Our new paper “Purely data-driven medium-range weather forecasting achieves comparable skill to physical models at similar resolution” is available now on arXiv: https://arxiv.org/abs/2008.08626
We show that with enough data, a deep-learning based model can actually compete and in some cases outperform established physical models (e.g., IFS forecasts for 210km resolution). We show how such models can be trained based on the WeatherBench data set, that they contain plausible learned structures, and also fare well for challenging fields such precipitation. At the same time, they illustrate that it will be very difficult to increase the performance only with the data that is currently available.

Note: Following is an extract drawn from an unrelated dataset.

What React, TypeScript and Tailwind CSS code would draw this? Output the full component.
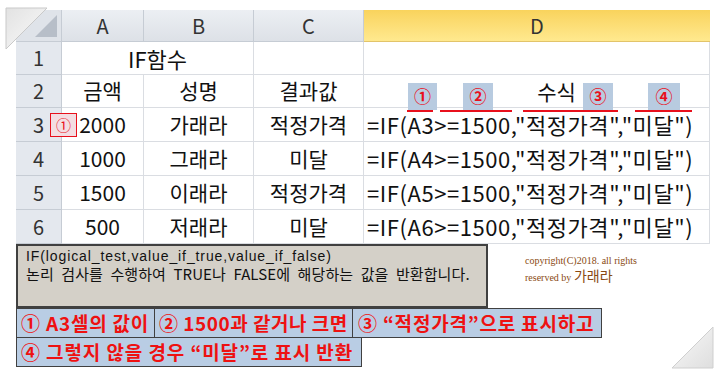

Full abstract: Numerical weather prediction has traditionally been based on physical models of the atmosphere. Recently, however, the rise of deep learning has created increased interest in purely data-driven medium-range weather forecasting with first studies exploring the feasibility of such an approach. Here, we train a significantly larger model than in previous studies to predict geopotential, temperature and precipitation up to 5 days ahead and achieve comparable skill to a physical model run at similar horizontal resolution. Crucially, we pretrain our models on historical climate model output before fine-tuning them on the reanalysis data. We also analyze how the neural network creates its predictions and find that, with some exceptions, it is compatible with physical reasoning. Our results indicate that, given enough training data, data-driven models can compete with physical models. At the same time, there is likely not enough data to scale this approach to the resolutions of current operational models.